Do you know how Labor Day started and became a national holiday? It was started by labor unions in the late 1800s to celebrate the contributions and achievements of American workers. But in the late 1800s, conditions for American workers were deplorable – they had little to celebrate with long work weeks, poor sanitation, dangerous conditions, no job security, and low wages.
One woman made a profound impact on worker’s rights in the 1930s and 40s: Frances Perkins.
Frances Perkins was the first woman to become a Cabinet Secretary, appointed by FDR as Secretary of Labor. She wasted no time leaving an impact and a legacy that we feel today.
Fanny, as her family called her, grew up in Worcester, Massachusetts, and credits her grandmother, Cynthia Perkins, with imparting the wisdom that guided her throughout her life. From her grandmother, she heard stories about the French and Indian Wars, her family’s role in the colonists’ fight for independence, and she had a deep appreciation of her heritage “as well as a belief that the new nation, only a century old at her birth, held opportunities for all who sought and were willing to work for them,” according to The Frances Perkins Center.
While she was raised in a strict, Congregationalist, conservative Republican home, Fanny was always expected to attend college which was unusual for women at that time. She chose Mount Holyoke College, whose founder, Mary Lyon, advised her young women students to “Go where no one else will go, do what no one else will do.” A course that Fanny took in American economic history had a profound impact on her when she visited local mills and observed the conditions. She said later, “I was horrified at the work that many women and children had to do in factories. There were absolutely no effective laws that regulated the number of hours they were permitted to work. There were no provisions which guarded their health nor adequately looked after their compensation in case of injury. Those things seemed very wrong. I was young and was inspired with the idea of reforming, or at least doing what I could, to help change those abuses.”

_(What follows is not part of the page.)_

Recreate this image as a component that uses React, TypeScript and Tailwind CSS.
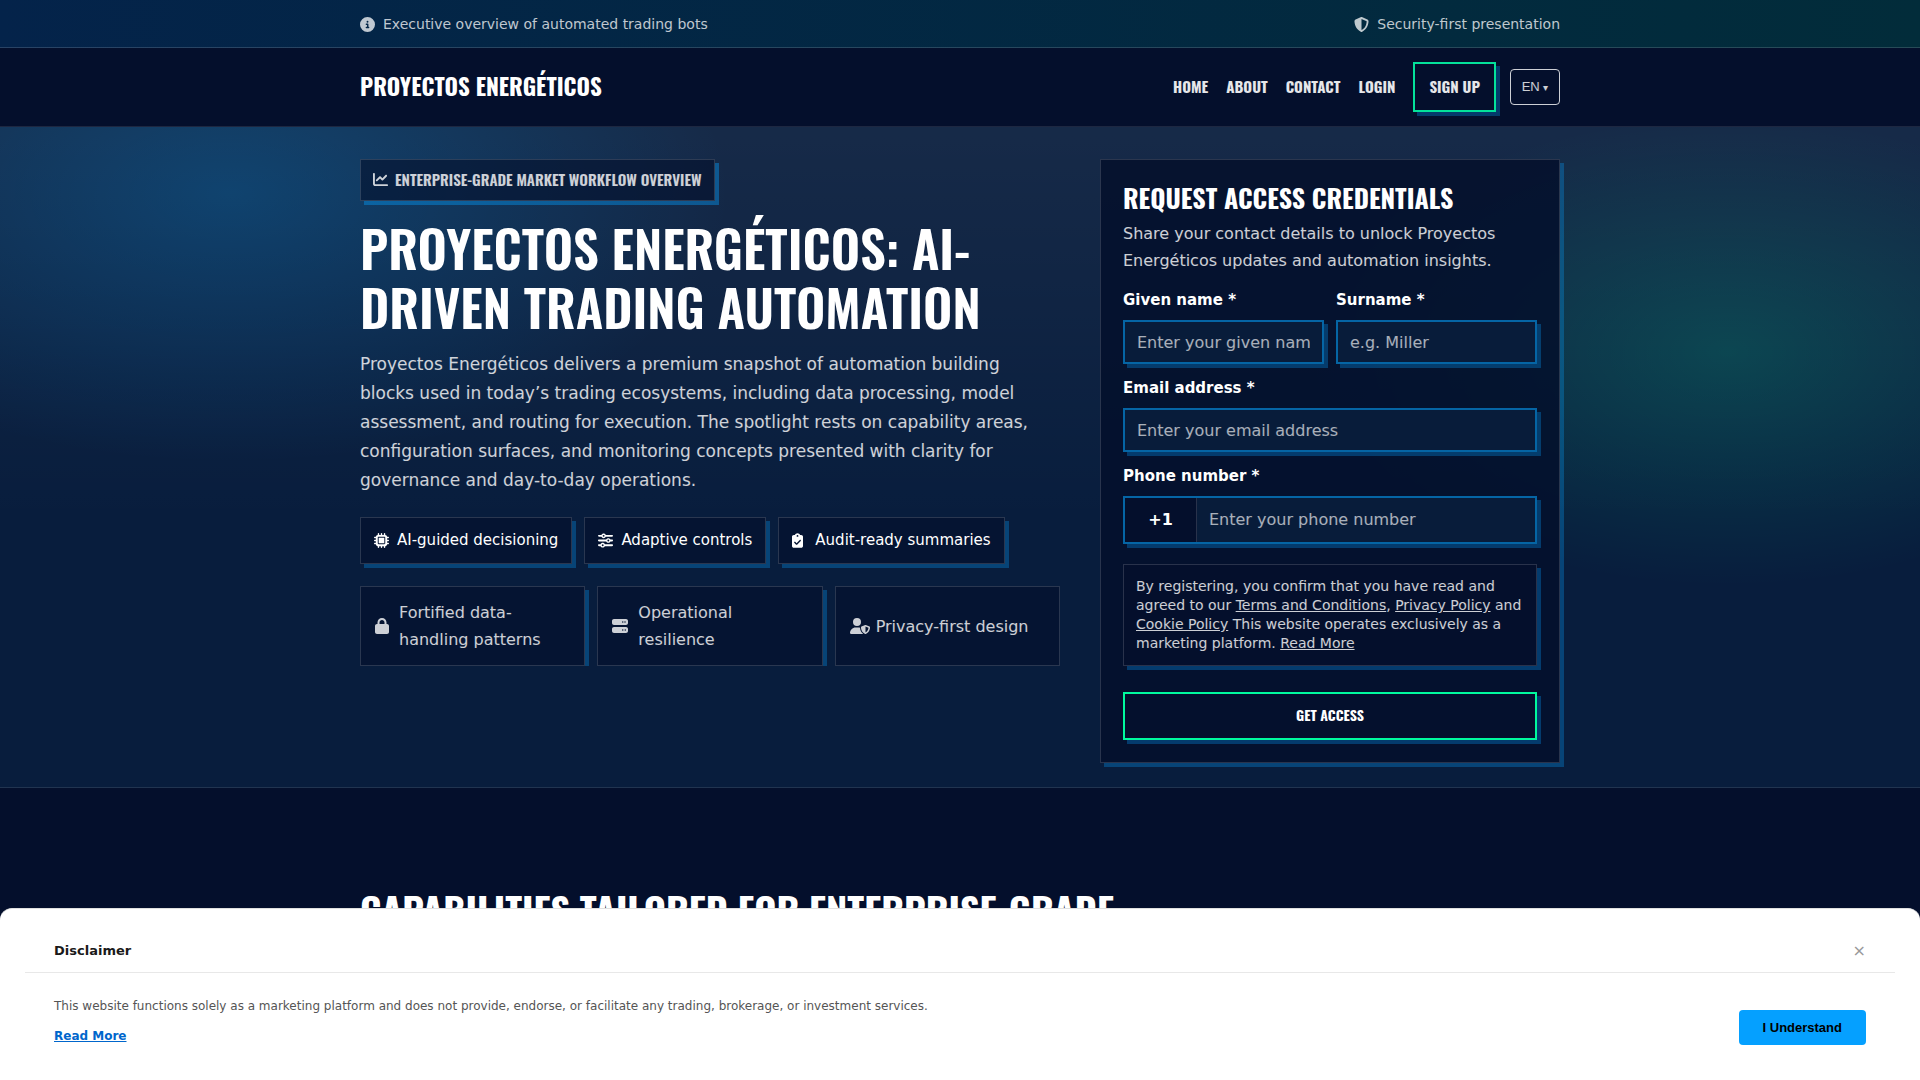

After college, Frances moved to Chicago, and began working with the poor and unemployed at settlement houses. She later worked for an organization that diverted immigrant girls and black women from the South away from lives in prostitution, and with an organization that worked on alleviating childhood malnutrition in New York City.
She returned to her first passion for bettering working conditions when she began working for the NYC Consumers League on sanitary conditions, fire protection and legislation to limit working hours for women and children.
The next year, 1911, Frances was an eyewitness to the Triangle Shirt Factory fire, which killed 47 workers, mostly young women, who jumped from the 8th and 9th floors as fire raced through the building. After the tragedy, her appointment, at the suggestion of Theodore Roosevelt, to a Citizen’s Committee on Safety led to the passage of a comprehensive set of laws governing workplace health and safety, and set her on a career path to her most important work.
In 1928, the new governor of New York, Franklin Delano Roosevelt, appointed Perkins to become the state’s Industrial Commissioner, with oversight over the labor department. In this position, she was not afraid to challenge the Hoover administration’s assertion in 1930 that employment was on the rise and the nation was recovering from the Depression, and the front-page coverage made her a national figure.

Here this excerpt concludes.